*YOUR INSTRUCTIONS*.
Look through the data and write out every line with the word "that" in it.

================================

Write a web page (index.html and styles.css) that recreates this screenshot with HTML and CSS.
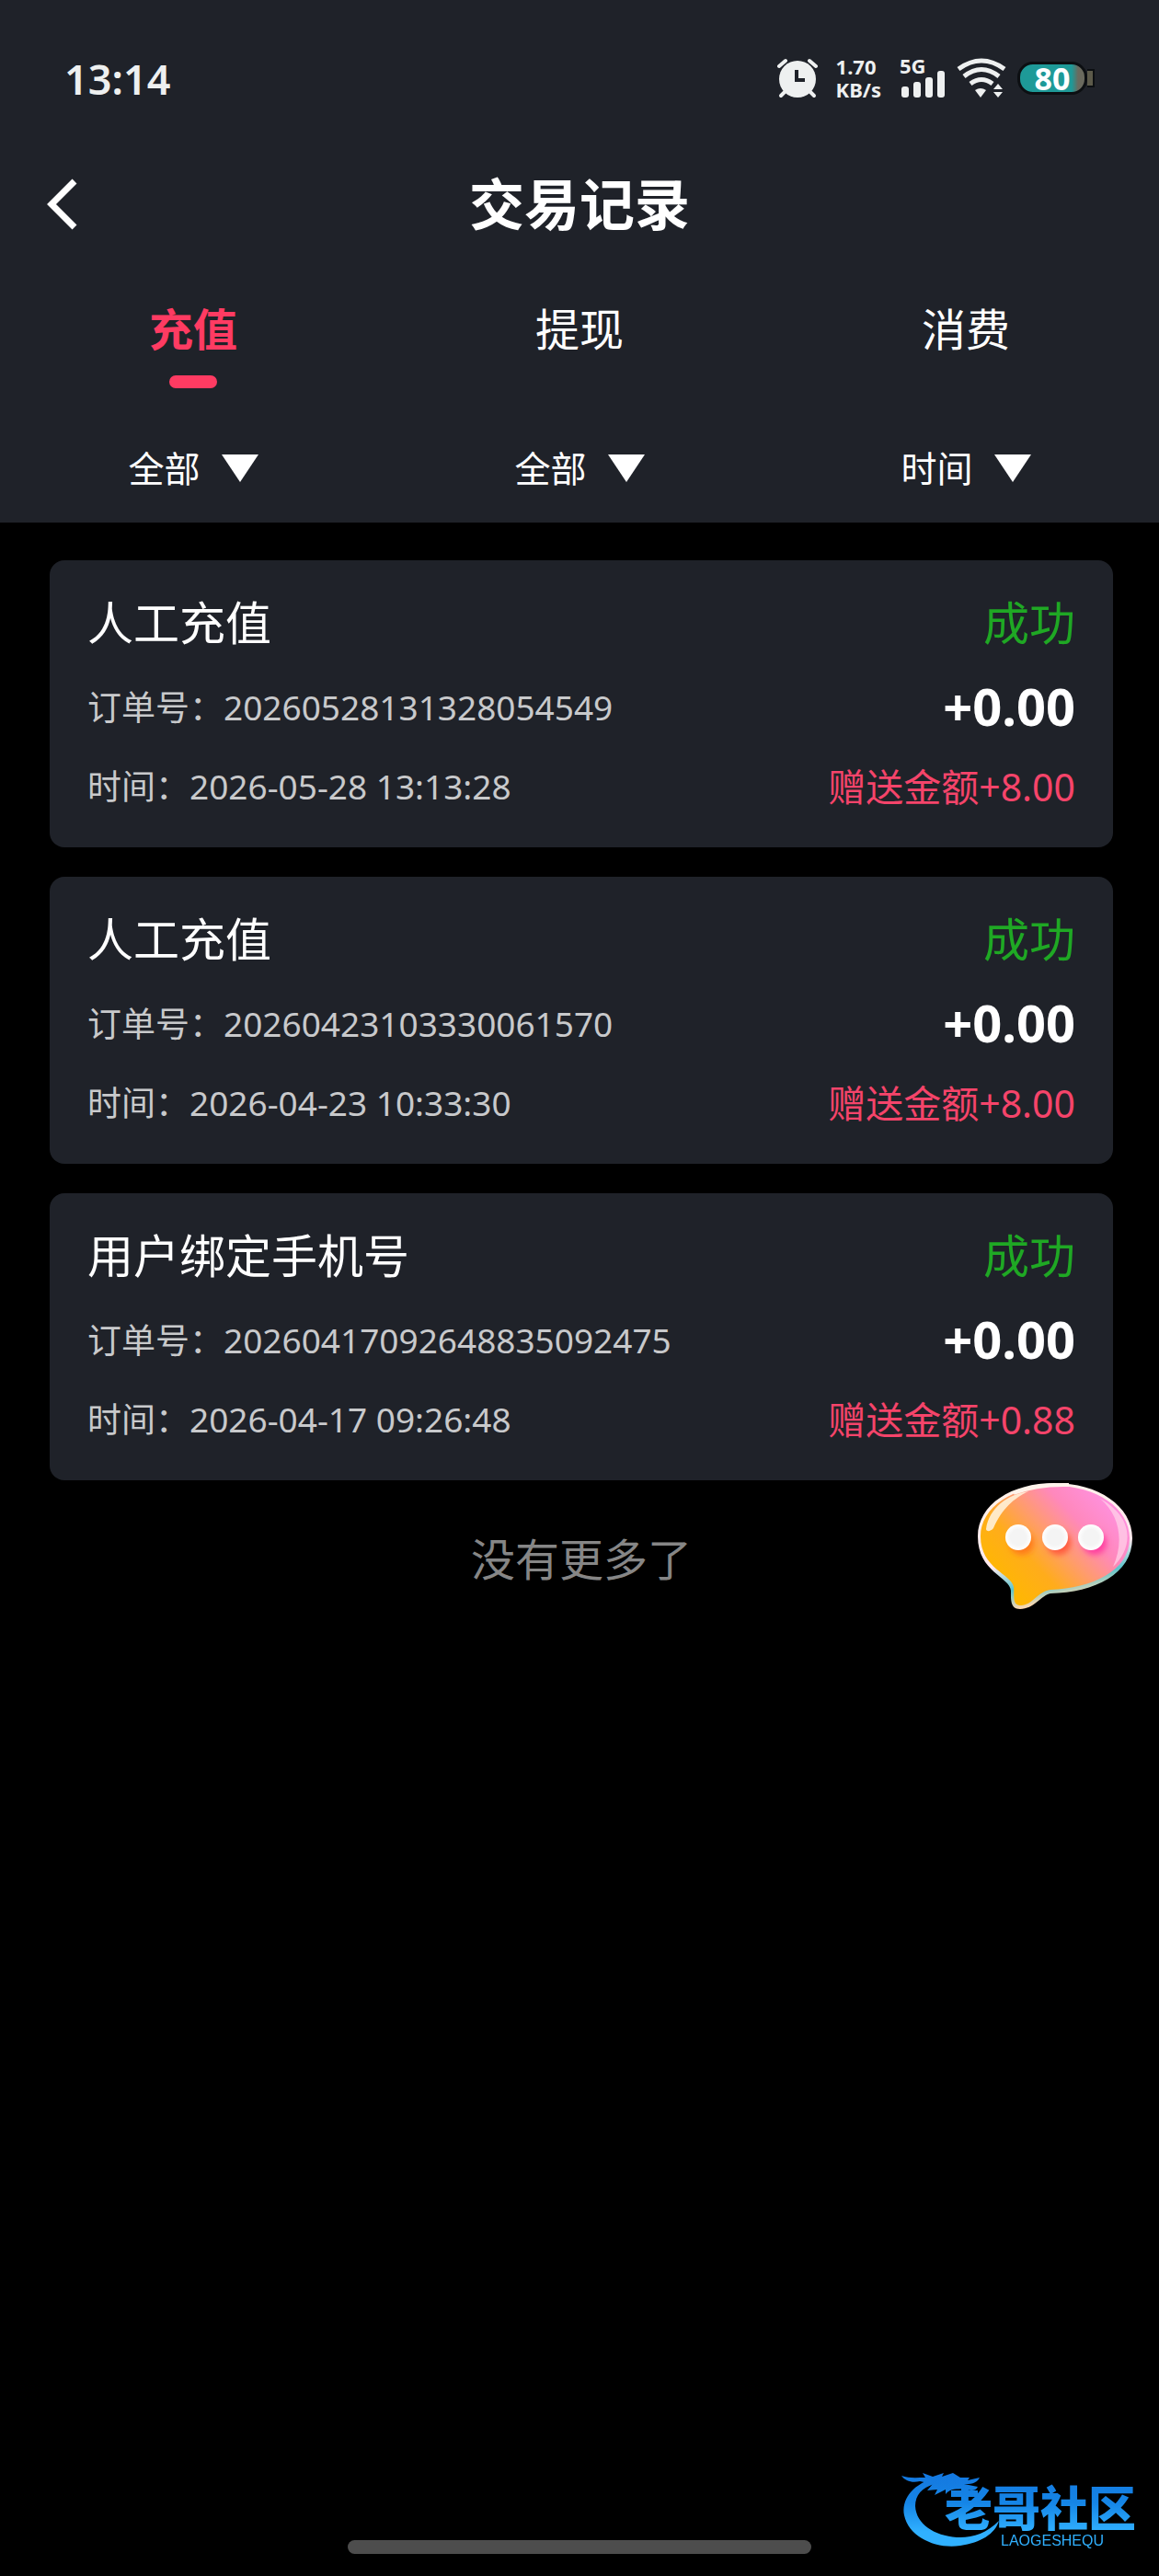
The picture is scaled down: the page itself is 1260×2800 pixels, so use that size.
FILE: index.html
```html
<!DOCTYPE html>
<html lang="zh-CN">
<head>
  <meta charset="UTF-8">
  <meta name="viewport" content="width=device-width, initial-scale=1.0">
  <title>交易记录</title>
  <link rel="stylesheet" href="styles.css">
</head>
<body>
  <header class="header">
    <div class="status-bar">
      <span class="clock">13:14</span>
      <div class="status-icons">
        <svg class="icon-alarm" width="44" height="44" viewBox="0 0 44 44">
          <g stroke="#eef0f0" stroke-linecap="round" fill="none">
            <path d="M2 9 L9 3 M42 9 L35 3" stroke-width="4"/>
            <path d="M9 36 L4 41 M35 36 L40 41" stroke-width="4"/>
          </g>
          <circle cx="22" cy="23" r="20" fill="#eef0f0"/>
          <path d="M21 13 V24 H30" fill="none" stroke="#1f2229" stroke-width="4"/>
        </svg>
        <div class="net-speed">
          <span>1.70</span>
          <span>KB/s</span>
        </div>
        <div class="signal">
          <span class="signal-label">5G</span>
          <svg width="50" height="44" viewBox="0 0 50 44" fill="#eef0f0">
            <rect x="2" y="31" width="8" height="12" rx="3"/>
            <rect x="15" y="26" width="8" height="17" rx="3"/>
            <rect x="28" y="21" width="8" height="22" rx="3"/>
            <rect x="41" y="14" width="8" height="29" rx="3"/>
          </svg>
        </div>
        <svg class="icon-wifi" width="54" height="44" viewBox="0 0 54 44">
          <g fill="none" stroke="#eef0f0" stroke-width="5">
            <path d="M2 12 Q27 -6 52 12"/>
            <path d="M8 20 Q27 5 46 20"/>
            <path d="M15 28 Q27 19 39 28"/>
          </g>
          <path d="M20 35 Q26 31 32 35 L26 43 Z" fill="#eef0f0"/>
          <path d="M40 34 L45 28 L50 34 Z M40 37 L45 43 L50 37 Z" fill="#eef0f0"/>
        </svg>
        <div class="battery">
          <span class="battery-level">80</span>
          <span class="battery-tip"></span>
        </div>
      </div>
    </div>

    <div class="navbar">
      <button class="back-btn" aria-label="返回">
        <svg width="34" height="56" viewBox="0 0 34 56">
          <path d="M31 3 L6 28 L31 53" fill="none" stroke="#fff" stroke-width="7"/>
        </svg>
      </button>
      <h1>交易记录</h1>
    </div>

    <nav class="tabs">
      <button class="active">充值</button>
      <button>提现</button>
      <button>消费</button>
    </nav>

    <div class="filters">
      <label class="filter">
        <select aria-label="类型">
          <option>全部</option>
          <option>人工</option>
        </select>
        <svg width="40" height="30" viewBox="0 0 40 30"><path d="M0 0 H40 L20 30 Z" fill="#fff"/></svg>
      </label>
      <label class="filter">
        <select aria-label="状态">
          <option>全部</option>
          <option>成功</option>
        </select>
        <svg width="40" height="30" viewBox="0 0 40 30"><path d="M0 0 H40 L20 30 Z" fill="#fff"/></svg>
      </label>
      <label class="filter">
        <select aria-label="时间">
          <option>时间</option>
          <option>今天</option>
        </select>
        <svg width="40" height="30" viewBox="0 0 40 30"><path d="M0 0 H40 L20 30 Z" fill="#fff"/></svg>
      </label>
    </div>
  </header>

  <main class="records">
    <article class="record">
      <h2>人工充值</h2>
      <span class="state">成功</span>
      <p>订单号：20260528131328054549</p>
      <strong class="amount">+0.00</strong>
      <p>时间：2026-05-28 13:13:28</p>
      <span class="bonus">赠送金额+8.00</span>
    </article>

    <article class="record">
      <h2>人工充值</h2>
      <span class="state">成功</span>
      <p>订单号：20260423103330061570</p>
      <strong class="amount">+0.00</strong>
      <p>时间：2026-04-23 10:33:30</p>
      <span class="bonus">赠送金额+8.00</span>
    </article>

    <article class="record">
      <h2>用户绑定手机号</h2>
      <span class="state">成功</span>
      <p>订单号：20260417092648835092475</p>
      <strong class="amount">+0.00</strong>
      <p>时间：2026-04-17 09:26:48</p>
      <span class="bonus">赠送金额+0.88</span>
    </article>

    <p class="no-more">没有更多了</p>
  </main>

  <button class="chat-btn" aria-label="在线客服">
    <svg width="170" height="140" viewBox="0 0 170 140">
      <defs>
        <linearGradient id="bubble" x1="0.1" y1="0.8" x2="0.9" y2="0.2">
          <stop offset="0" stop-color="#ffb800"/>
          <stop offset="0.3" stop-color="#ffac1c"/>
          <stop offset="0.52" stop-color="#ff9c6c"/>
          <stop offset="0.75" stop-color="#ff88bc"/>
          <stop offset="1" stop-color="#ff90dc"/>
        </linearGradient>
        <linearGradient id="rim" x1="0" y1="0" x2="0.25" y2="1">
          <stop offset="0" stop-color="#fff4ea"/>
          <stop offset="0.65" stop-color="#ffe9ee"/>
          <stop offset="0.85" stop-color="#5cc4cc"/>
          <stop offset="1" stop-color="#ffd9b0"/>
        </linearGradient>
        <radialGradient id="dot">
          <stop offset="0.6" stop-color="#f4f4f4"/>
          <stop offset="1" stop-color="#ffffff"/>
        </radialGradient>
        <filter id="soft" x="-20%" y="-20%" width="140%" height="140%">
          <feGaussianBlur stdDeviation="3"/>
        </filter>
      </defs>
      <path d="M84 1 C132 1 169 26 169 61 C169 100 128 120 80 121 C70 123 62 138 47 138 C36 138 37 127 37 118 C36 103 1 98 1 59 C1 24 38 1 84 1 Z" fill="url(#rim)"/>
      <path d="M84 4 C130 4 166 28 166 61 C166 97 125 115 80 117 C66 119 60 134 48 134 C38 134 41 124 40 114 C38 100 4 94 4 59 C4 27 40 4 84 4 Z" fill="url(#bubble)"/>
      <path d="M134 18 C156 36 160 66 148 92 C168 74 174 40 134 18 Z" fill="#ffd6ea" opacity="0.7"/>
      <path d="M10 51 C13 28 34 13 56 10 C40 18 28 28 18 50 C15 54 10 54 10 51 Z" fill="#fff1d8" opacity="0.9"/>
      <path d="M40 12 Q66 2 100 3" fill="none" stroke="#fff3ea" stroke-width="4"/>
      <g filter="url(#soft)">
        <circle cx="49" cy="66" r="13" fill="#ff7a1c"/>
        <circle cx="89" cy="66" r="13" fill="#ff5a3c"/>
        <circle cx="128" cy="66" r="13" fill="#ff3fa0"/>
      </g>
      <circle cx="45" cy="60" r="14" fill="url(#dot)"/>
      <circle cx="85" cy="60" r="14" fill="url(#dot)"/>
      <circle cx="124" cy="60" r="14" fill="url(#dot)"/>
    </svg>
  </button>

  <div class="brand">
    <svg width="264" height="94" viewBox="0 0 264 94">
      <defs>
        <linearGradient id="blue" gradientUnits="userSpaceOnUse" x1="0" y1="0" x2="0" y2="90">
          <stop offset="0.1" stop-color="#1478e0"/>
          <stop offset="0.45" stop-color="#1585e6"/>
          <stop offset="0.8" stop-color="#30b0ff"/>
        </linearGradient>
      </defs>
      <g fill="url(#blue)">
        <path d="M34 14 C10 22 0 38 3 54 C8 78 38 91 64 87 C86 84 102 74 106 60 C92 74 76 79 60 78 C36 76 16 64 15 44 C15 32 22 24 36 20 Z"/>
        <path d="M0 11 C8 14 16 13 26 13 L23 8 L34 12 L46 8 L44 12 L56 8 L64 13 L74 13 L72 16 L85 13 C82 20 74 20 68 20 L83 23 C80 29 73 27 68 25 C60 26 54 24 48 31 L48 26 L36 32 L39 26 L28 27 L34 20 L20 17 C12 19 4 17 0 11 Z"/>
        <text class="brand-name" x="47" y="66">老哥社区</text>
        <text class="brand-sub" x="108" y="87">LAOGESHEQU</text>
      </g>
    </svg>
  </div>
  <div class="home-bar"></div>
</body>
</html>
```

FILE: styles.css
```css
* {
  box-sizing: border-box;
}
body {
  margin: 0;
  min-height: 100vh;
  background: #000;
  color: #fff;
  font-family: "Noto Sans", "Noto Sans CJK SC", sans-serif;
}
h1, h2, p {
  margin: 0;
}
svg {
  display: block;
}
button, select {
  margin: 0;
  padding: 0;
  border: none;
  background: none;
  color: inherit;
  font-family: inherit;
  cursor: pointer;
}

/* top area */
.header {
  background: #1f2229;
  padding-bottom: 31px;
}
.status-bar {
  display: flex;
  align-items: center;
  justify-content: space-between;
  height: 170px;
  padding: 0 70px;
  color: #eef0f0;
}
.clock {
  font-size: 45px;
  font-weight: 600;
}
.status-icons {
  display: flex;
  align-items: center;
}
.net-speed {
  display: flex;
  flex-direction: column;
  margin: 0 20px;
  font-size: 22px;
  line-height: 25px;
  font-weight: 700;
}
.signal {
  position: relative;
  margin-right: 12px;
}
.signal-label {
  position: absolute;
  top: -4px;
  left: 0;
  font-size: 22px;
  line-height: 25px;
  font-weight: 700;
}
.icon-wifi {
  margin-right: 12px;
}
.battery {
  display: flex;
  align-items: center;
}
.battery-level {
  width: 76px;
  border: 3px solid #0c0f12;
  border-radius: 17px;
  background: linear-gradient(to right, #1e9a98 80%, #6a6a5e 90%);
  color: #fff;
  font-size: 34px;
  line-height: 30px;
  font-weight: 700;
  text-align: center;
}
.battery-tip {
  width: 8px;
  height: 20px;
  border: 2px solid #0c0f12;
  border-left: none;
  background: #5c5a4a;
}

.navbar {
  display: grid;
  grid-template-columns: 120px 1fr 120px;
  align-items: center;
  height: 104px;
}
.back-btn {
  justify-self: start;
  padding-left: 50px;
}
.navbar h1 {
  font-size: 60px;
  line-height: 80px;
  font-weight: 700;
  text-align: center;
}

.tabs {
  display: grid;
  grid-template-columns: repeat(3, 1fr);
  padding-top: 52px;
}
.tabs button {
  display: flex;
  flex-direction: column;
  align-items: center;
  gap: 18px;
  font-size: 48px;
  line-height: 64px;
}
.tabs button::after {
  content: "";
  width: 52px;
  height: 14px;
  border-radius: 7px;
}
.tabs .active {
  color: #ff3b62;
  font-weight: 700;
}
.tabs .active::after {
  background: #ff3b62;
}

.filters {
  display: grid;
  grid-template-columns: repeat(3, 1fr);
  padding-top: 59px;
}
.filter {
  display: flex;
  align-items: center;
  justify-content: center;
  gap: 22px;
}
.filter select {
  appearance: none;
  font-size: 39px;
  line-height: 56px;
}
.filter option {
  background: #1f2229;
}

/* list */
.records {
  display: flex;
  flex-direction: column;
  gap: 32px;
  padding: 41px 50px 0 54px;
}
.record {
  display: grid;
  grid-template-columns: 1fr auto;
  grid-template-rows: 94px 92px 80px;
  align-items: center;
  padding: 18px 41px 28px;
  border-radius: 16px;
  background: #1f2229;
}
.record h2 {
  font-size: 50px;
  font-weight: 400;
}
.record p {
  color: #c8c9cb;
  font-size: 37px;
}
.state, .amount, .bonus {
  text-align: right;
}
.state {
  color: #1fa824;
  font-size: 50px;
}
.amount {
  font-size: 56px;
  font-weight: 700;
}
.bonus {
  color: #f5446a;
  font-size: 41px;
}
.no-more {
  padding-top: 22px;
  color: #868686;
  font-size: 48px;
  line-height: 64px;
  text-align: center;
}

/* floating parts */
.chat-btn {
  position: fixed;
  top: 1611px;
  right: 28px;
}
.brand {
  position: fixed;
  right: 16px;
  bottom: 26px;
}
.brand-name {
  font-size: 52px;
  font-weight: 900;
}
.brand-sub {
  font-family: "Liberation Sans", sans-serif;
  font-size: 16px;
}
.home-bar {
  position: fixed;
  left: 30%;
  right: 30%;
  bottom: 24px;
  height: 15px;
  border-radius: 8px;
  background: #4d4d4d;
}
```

================================

*WRITTEN RESPONSE*.
Write a web page (index.html and styles.css) that recreates this screenshot with HTML and CSS.
The picture is scaled down: the page itself is 1260×2800 pixels, so use that size.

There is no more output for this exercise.